Friday, November 20, 2009

"THE PRESENT OPPORTUNITY"

This posting is going to be extremely simple. It will consist of a few paragraphs of wisdom from Percy Dearmer's introduction to Illustrations of the Liturgy. I am putting them up because they seem especially appropriate at the present moment. What is left of orthodox prayer book Anglicanism is being assaulted by the Roman Church and even its strongest theological defenders have been seduced by the missals and by Roman ornaments not invented until well after the English Reformation and religious settlement under Elizabeth I. The result is a chaos but it also presents an opportunity if we are only wise enough to seize it.

"The curse of the English Church, and indeed of the whole Anglican Communion, has been the individualism of its members. They have been a law unto themselves; and yet this individualism has seldom had the justification of originality: sometimes it has been Geneva that was copied, sometimes Rome. The result has been that our church has failed to make itself recognizable : foreigners know almost nothing about her, have no idea what she is like, would not recognize her when they saw her."

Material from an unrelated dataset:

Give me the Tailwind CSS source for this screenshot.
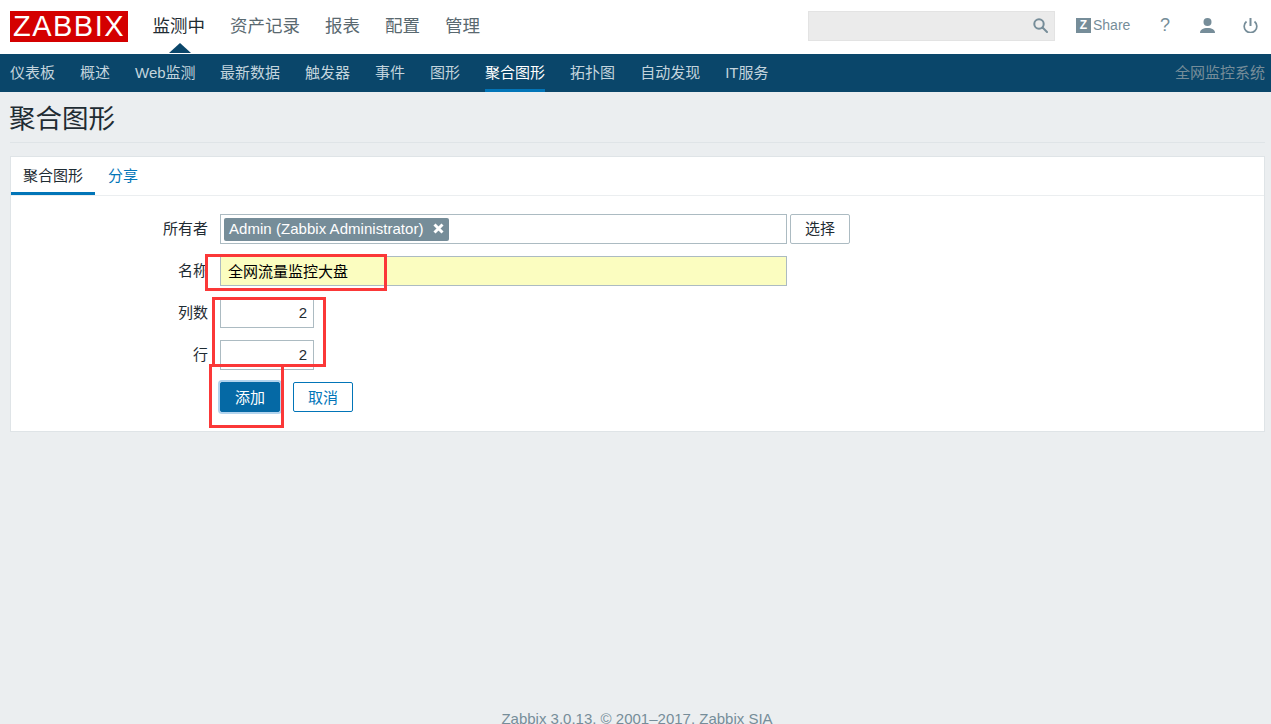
<!DOCTYPE html>
<html lang="zh-CN">
<head>
  <meta charset="UTF-8">
  <title>聚合图形</title>
  <script src="https://cdn.jsdelivr.net/npm/@tailwindcss/browser@4"></script>
</head>
<body class="h-[724px] w-[1271px] overflow-hidden bg-[#ebeef0] text-[15px] text-[#1f2c33] font-['Liberation_Sans','Noto_Sans_CJK_SC',sans-serif]">
  <!-- top menu -->
  <header class="flex h-[54px] items-start bg-white pl-[10px] pt-[11px]">
    <div class="flex h-[31px] w-[118px] items-center justify-center bg-[#d40000] text-[29px] leading-none text-white tracking-[1.5px]">ZABBIX</div>
    <nav class="ml-[24.5px] flex h-[30px] items-center gap-[25px] text-[17.5px] text-[#5a6970]">
      <a class="relative text-[#1f2c33]">监测中
        <span class="absolute left-[16px] top-[30px] h-0 w-0 border-x-[11px] border-b-[10px] border-x-transparent border-b-[#0a466a]"></span>
      </a>
      <a>资产记录</a>
      <a>报表</a>
      <a>配置</a>
      <a>管理</a>
    </nav>
    <div class="ml-auto flex h-[30px] items-center pr-[13px]">
      <div class="flex h-[30px] w-[247px] items-center justify-end border border-[#e3e3e3] bg-[#ebebeb] pr-[6px]">
        <svg class="mb-[1px]" width="15" height="15" viewBox="0 0 15 15" fill="none" stroke="#768d99" stroke-width="2"><circle cx="6" cy="6" r="4.7"/><path d="M9.500 9.500l4.500 4.500" stroke-linecap="round"/></svg>
      </div>
      <div class="flex h-[30px] items-center pb-[2px]">
        <div class="ml-[21px] flex h-[15px] w-[15px] items-center justify-center bg-[#768d99] text-[12px] font-bold leading-none text-white">Z</div>
        <span class="ml-[2px] w-[37px] text-[14px] text-[#768d99]">Share</span>
        <span class="ml-[30px] w-[10px] text-center text-[18px] text-[#768d99]">?</span>
        <svg class="ml-[30px]" width="15" height="15" viewBox="0 0 15 15" fill="#768d99"><circle cx="7.500" cy="4" r="4"/><path d="M0 15c0-3.500 3-5 7.500-5s7.500 1.500 7.500 5z"/></svg>
        <svg class="ml-[28px]" width="15" height="15" viewBox="0 0 15 15" fill="none" stroke="#768d99" stroke-width="2"><path d="M7.500 0v8"/><path d="M3.500 3.500a6.300 6.300 0 1 0 8 0" stroke-width="1.700"/></svg>
      </div>
    </div>
  </header>

  <!-- sub menu -->
  <nav class="flex h-[38px] items-center gap-[25px] bg-[#0a466a] pl-[10px] pr-[6px] text-[#c3d4dd]">
    <a>仪表板</a>
    <a>概述</a>
    <a class="w-[60px] whitespace-nowrap">Web监测</a>
    <a>最新数据</a>
    <a>触发器</a>
    <a>事件</a>
    <a>图形</a>
    <a class="flex h-[38px] items-center border-b-[3px] border-[#0275b8] pt-[3px] text-white">聚合图形</a>
    <a>拓扑图</a>
    <a>自动发现</a>
    <a>IT服务</a>
    <span class="ml-auto text-[#768d99]">全网监控系统</span>
  </nav>

  <main class="pl-[10px] pr-[6px]">
    <h1 class="flex h-[51px] items-center border-b border-[#dfe4e7] pt-[6px] text-[26.5px] font-normal"><span class="-ml-[1px]">聚合图形</span></h1>

    <div class="mt-[13px] h-[276px] border border-[#dfe4e7] bg-white">
      <div class="flex h-[39px] border-b border-[#ebeef0]">
        <div class="flex h-[38px] w-[84px] items-center justify-center border-b-[3px] border-[#0275b8] pt-[3px]">聚合图形</div>
        <div class="flex h-[38px] items-center pl-[13px] text-[#0275b8]">分享</div>
      </div>

      <form class="mt-[18px] flex flex-col gap-[12px]">
        <div class="flex h-[30px] items-center">
          <label class="w-[197px] text-right">所有者</label>
          <div class="ml-[12px] flex h-[30px] w-[567px] items-center border border-[#acbbc2] bg-white pl-[3px]">
            <span class="flex h-[23px] items-center gap-[9px] rounded-[2px] bg-[#768d99] pl-[5px] pr-[5px] text-white">
              <span class="w-[195px] whitespace-nowrap tracking-[0.04px]">Admin (Zabbix Administrator)</span>
              <svg width="11" height="12" viewBox="0 0 11 12" stroke="#fff" stroke-width="3"><path d="M1.500 1.500l8 8M9.500 1.500l-8 8"/></svg>
            </span>
          </div>
          <button type="button" class="ml-[3px] h-[30px] w-[60px] rounded-[2px] border border-[#acbbc2] bg-white">选择</button>
        </div>
        <div class="flex h-[30px] items-center">
          <label class="w-[197px] text-right">名称</label>
          <div class="ml-[12px] flex h-[30px] w-[567px] items-center border border-[#acbbc2] bg-[#fbfdc0] pl-[7px] pt-[2px] text-black">全网流量监控大盘</div>
        </div>
        <div class="flex h-[30px] items-center">
          <label class="w-[197px] text-right">列数</label>
          <div class="ml-[12px] flex h-[30px] w-[94px] items-center justify-end border border-[#acbbc2] pr-[6px]">2</div>
        </div>
        <div class="flex h-[30px] items-center">
          <label class="w-[197px] text-right">行</label>
          <div class="ml-[12px] flex h-[30px] w-[94px] items-center justify-end border border-[#acbbc2] pr-[6px]">2</div>
        </div>
        <div class="ml-[209px] flex h-[30px] items-center gap-[13px]">
          <button type="button" class="h-[30px] w-[60px] rounded-[2px] border border-[#0569a5] bg-[#0569a5] pt-[2px] text-white shadow-[0_0_0_2px_#b3d4ee]">添加</button>
          <button type="button" class="h-[30px] w-[60px] rounded-[2px] border border-[#0275b8] bg-white pt-[2px] text-[#0275b8]">取消</button>
        </div>
      </form>
    </div>
  </main>

  <footer class="mt-[276px] pl-[3px] text-center text-[15px] text-[#768d99]">Zabbix 3.0.13. © 2001–2017. Zabbix SIA</footer>

  <!-- red annotations drawn over the screenshot -->
  <div class="absolute left-[205px] top-[254px] h-[37px] w-[182px] border-[3px] border-[#fb3838]"></div>
  <div class="absolute left-[212px] top-[297px] h-[70px] w-[114px] border-[3px] border-[#fb3838]"></div>
  <div class="absolute left-[209px] top-[364px] h-[64px] w-[75px] border-[3px] border-[#fb3838]"></div>
</body>
</html>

"You cannot enforce a system of worship. Even the iron-bound system of Rome has failed here. Since she has attempted to dictate uniformity, she has found herself obliged to follow the last popular fashion, however puerile or however effeminate, far more than in the comparative freedom of the late middle ages.

"What then can you do? Just what is done in literature, in art, in science, in politics, in every branch of human activity. You can educate. You can search out the facts, you can spread knowledge, you can establish principles. You can show men the beauty of the right way. You can also remove the remnants of autocratic ignorance which still unhappily linger among some of our bishops, or at least you can secure that the young men who are now learning shall know and understand when some of them come to such positions of authority; and you can spread the spirity of loyalty among clergy and layfolk alike, if only on this ground - that the spirit of individualism has proved a failure

"Antimony has been tried and has failed in every form. Every man has done what was right in his own eyes; with the result that every man has done wrong. This was disastrous; but if every man will now be content to learn, to think, and to carry out his appointed duty, if every priest will use the great opportunity which the Prayer Book offers, and if every bishop - true to that "sound learning" which Bishop Creighton described as the keynote of our part of the Church Catholic, and which is as necessary in public worship as in public speech - if every bishop will wisely lead, using the crook of a shepherd and not the driver's whip which disperses and does not direct, then we may in the future be true to ourselves, and of service to a world which is much distracted by the follies of Christians and their moral failures."

There is more to be added, but I shall not do so now. Some of this is best taken slowly and thought through bit by bit. It has taken us a long time to get ourselves into our present mess and we shall not be out of it quickly. We must learn to want to be what we are supposed to be. It may not be as exciting as adopting the role of another, but it will not make us play either false or the fool.